Michael Bucci has been making pies for more than two decades, the last 15 years at Jo Jo's Tavern on Hamilton Avenue. His contribution to Trenton pie artistry is the elimination of mozzarella and the use of a blend of mild Cheddar cheeses.
"Cheddar and mozzarella melt two different ways," Bucci says. "If I put the Cheddar on top of the sauce, then it would slide off. The tomato cuts it and keeps it in place."
"I've made tomato pies for 22 years and I can't tell you why we started using Cheddar instead of mozzarella. I never knew why. It's just what I learned as a kid," he says. "And it is different from everyone else's in town."
Joan Belknap, a local food writer, believes that Trenton's strong tomato pie tradition began when Italian housewives would bring their home-made sauce to the neighborhood bakery and ask the baker to make a pie for them. At the time, most of the row houses had poorly equipped kitchens.

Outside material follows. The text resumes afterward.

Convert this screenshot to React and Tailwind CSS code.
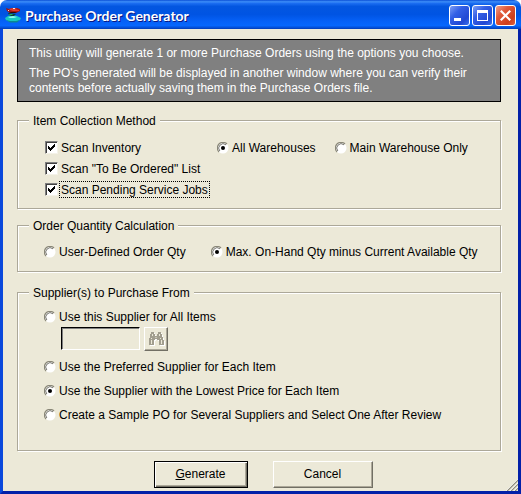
import { useState } from 'react';

function Check({ label, checked, onChange, focused }) {
  return (
    <label className="flex h-[21px] items-center gap-px">
      <span className="relative flex">
        <input
          type="checkbox"
          checked={checked}
          onChange={onChange}
          className="peer size-[13px] appearance-none border border-t-[#808080] border-l-[#808080] border-r-[#f4f2e8] border-b-[#f4f2e8] bg-white shadow-[inset_1px_1px_0_#404040] outline-none"
        />
        <svg viewBox="0 0 13 13" shapeRendering="crispEdges" className="pointer-events-none absolute inset-0 hidden size-[13px] peer-checked:block">
          <path d="M3 5h1v1h1v1h1V6h1V5h1V4h1V3h1v3H9v1H8v1H7v1H6v1H5V9H4V8H3z" fill="#000" />
        </svg>
      </span>
      <span className={`border px-px pt-[2px] leading-[13px] ${focused ? 'border-dotted border-black' : 'border-transparent'}`}>{label}</span>
    </label>
  );
}

function Radio({ name, label, checked, onChange, disabled }) {
  return (
    <label className="flex h-[21px] items-center gap-[3px]">
      <span className="relative flex">
        <input type="radio" name={name} checked={checked} onChange={onChange} disabled={disabled} className="peer size-3 appearance-none rounded-full outline-none" />
        <svg viewBox="0 0 12 12" className="pointer-events-none absolute inset-0 size-3">
          <circle cx="6" cy="6" r="5.5" fill="#fff" />
          <path d="M2 10A5.5 5.5 0 0 1 10 2" fill="none" stroke="#8a8878" strokeWidth="1.2" />
          <path d="M2.8 9A4.4 4.4 0 0 1 9 2.8" fill="none" stroke="#55544c" strokeWidth="0.8" />
        </svg>
        <svg viewBox="0 0 12 12" className="pointer-events-none absolute inset-0 hidden size-3 peer-checked:block">
          <circle cx="6" cy="6" r="2" fill="#000" />
        </svg>
      </span>
      <span className="pt-[2px] leading-[13px]">{label}</span>
    </label>
  );
}

function Group({ title, className, children }) {
  return (
    <fieldset className={`min-w-0 border border-[#aca899] shadow-[1px_1px_0_#fff,inset_1px_1px_0_#fff] ${className}`}>
      <legend className="ml-[11px] bg-[#ece9d8] px-1 pt-[2px] leading-[13px]">{title}</legend>
      <div className="pl-[26px]">{children}</div>
    </fieldset>
  );
}

function AppIcon() {
  return (
    <svg viewBox="0 0 16 16" className="size-4">
      <path d="M0 11l3-2 4-1 5 1 4 2-1 2-4 2H5l-4-2z" fill="#18c9c0" />
      <path d="M3 10l5-1 4 1-3 1H5z" fill="#8df7ea" />
      <path d="M1 13l4 1h6l4-1-3 2.500H5z" fill="#0b8791" />
      <path d="M3 6l8 1-2 2H6L4 8z" fill="#0c3a3c" />
      <path d="M3 7h4l1 1H5z" fill="#1fb25a" />
      <path d="M1 1l3 1 3-1h5l3 1v2l-4 2H5L2 4z" fill="#a01414" />
      <path d="M4 2l4-1h4l-2 1 4 1v1H8L5 3z" fill="#e23a2c" />
      <path d="M4 5h8l-2 1H6z" fill="#2b0808" />
      <path d="M8 1h2v1H8zM3 3h1v1H3z" fill="#f3e0d8" />
    </svg>
  );
}

const captionButtons = [
  { name: 'Minimize', bg: 'bg-[linear-gradient(135deg,#7c9df5_0%,#3460e6_35%,#2148d3_75%,#3a72ee_100%)]', path: 'M4 12h7v3H4z' },
  { name: 'Maximize', bg: 'bg-[linear-gradient(135deg,#7c9df5_0%,#3460e6_35%,#2148d3_75%,#3a72ee_100%)]', path: 'M4 4h11v11H4zM5 7v7h9V7z' },
  { name: 'Close', bg: 'bg-[linear-gradient(135deg,#f0a08a_0%,#e0593a_35%,#cf3f1c_75%,#dd6140_100%)]', path: 'M4 5.500L5.500 4l4 4 4-4L15 5.500l-4 4 4 4-1.500 1.500-4-4-4 4L4 13.500l4-4z' },
];

function TitleBar() {
  return (
    <header className="flex h-[29px] items-center rounded-t-[7px] bg-[linear-gradient(to_bottom,#0a4fd6_0%,#3c8df8_6%,#1a6cf0_12%,#0356e0_22%,#0054e3_50%,#0560f6_72%,#0667fd_88%,#0450d8_95%,#003bb8_100%)] pr-[5px] pl-[5px]">
      <AppIcon />
      <h1 className="flex-1 pt-[3px] pl-1 font-['Lato',sans-serif] text-[14px] leading-5 font-bold text-white [text-shadow:1px_1px_0_#0a1883]">Purchase Order Generator</h1>
      <div className="flex gap-[2px] pt-[2px]">
        {captionButtons.map(b => (
          <button key={b.name} type="button" aria-label={b.name} className={`size-[21px] rounded-[3px] border border-white ${b.bg}`}>
            <svg viewBox="0 0 19 19" className="size-[19px]">
              <path d={b.path} fill="#fff" fillRule="evenodd" />
            </svg>
          </button>
        ))}
      </div>
    </header>
  );
}

function Binoculars() {
  const shape = 'M3 1h3v2h1v2h2V3h1V1h3v2h1v3h1v3h1v5h-5V9H9V8H7v1H6v5H1V9h0V7h1V3h1z';
  return (
    <svg viewBox="0 0 17 17" className="size-[17px]">
      <path d={shape} transform="translate(1 1)" fill="#fff" />
      <path d={shape} fill="#a29e8f" />
      <path d="M4.500 3v2M11.500 3v2M3.500 7v1M3.500 9v4M12.500 7v1M13.500 9v4M8 6v1" stroke="#ece9d8" fill="none" />
    </svg>
  );
}

export default function App() {
  const [scan, setScan] = useState({ inventory: true, toOrder: true, jobs: true });
  const [warehouse, setWarehouse] = useState('all');
  const [qty, setQty] = useState('max');
  const [supplier, setSupplier] = useState('lowest');

  const toggle = key => () => setScan(s => ({ ...s, [key]: !s[key] }));

  return (
    <div className="flex min-h-screen flex-col bg-white font-['Liberation_Sans',Arial,sans-serif] text-[12px] leading-[15px] text-black">
      <TitleBar />
      <main className="relative flex-1 border-x-[3px] border-b-[3px] border-l-[#0a48dc] border-r-[#0320a8] border-b-[#0320a8] bg-[#ece9d8] pt-[10px] pr-[17px] pb-[3px] pl-[14px]">
        <section className="border border-black bg-[#808080] pt-[6px] pr-4 pb-[5px] pl-[11px] text-white">
          <p>This utility will generate 1 or more Purchase Orders using the options you choose.</p>
          <p className="mt-[5px]">The PO's generated will be displayed in another window where you can verify their contents before actually saving them in the Purchase Orders file.</p>
        </section>

        <Group title="Item Collection Method" className="mt-[11px] pt-[9px] pb-2">
          <div className="flex pl-px">
            <div className="w-[172px]">
              <Check label="Scan Inventory" checked={scan.inventory} onChange={toggle('inventory')} />
              <Check label={'Scan "To Be Ordered" List'} checked={scan.toOrder} onChange={toggle('toOrder')} />
              <Check label="Scan Pending Service Jobs" checked={scan.jobs} onChange={toggle('jobs')} focused />
            </div>
            <div className="flex gap-[19px]">
              <Radio name="warehouse" label="All Warehouses" checked={warehouse === 'all'} onChange={() => setWarehouse('all')} />
              <Radio name="warehouse" label="Main Warehouse Only" checked={warehouse === 'main'} onChange={() => setWarehouse('main')} />
            </div>
          </div>
        </Group>

        <Group title="Order Quantity Calculation" className="mt-[9px] pt-2 pb-[9px]">
          <div className="flex gap-[25px]">
            <Radio name="qty" label="User-Defined Order Qty" checked={qty === 'user'} onChange={() => setQty('user')} />
            <Radio name="qty" label="Max. On-Hand Qty minus Current Available Qty" checked={qty === 'max'} onChange={() => setQty('max')} />
          </div>
        </Group>

        <Group title="Supplier(s) to Purchase From" className="mt-[13px] pt-[6px] pb-[25px]">
          <Radio name="supplier" label="Use this Supplier for All Items" checked={supplier === 'this'} onChange={() => setSupplier('this')} />
          <div className="mb-[5px] flex gap-1 pl-[17px]">
            <input
              type="text"
              aria-label="Supplier"
              disabled={supplier !== 'this'}
              className="h-[23px] w-[79px] border border-t-black border-l-black border-r-white border-b-white bg-[#ece9d8] px-1 shadow-[inset_1px_1px_0_#808080]"
            />
            <button
              type="button"
              aria-label="Find supplier"
              disabled={supplier !== 'this'}
              className="flex size-6 items-center justify-center border border-t-white border-l-white border-r-[#716f64] border-b-[#716f64] bg-[#ece9d8] shadow-[inset_-1px_-1px_0_#aca899]"
            >
              <Binoculars />
            </button>
          </div>
          <div className="flex flex-col gap-[3px]">
            <Radio name="supplier" label="Use the Preferred Supplier for Each Item" checked={supplier === 'preferred'} onChange={() => setSupplier('preferred')} />
            <Radio name="supplier" label="Use the Supplier with the Lowest Price for Each Item" checked={supplier === 'lowest'} onChange={() => setSupplier('lowest')} />
            <Radio name="supplier" label="Create a Sample PO for Several Suppliers and Select One After Review" checked={supplier === 'sample'} onChange={() => setSupplier('sample')} />
          </div>
        </Group>

        <div className="mt-[10px] flex justify-center gap-[25px] pl-2">
          <button type="submit" className="h-[27px] w-[94px] border border-black bg-[#ece9d8] shadow-[inset_1px_1px_0_#fff,inset_-1px_-1px_0_#716f64,inset_-2px_-2px_0_#aca899]">
            <span className="underline">G</span>enerate
          </button>
          <button type="button" className="h-[27px] w-[100px] border border-t-white border-l-white border-r-[#716f64] border-b-[#716f64] bg-[#ece9d8] shadow-[inset_-1px_-1px_0_#aca899]">
            Cancel
          </button>
        </div>

        <svg viewBox="0 0 12 12" className="absolute right-0 bottom-0 size-3">
          <path d="M1 12L12 1M5 12l7-7M9 12l3-3" stroke="#8f8c7e" strokeWidth="1.4" />
          <path d="M0 12L12 0M4 12l8-8M8 12l4-4" stroke="#fff" strokeWidth="0.7" />
        </svg>
      </main>
    </div>
  );
}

If there was a stove at all, it was usually on the back porch.
"These working people did not have anything in the way of kitchens, which were just not designed for cooking," Belknap says. "So the women went to the bakery or the local bar to have something special cooked."
Belknap says the Trenton area is also known for its fine sausages, which certainly helps with the reputation of the tomato pie toppings.
"I don't know if I have ever eaten better pizza," Belknap says. "Trenton does have the best."
The concept of tomato pies is not as distant from the area's George Washington lore as it would initially seem.
Silvestro, of Joe's Tomato Pies, said that in the old days--before the availability of cardboard boxes--the tomato pies were wrapped up for take-out in newspapers, the resulting package took on a rather special design.
"The finished wrapping was shaped like George Washington's tri-cornered hat," he says. "And it came with a handle."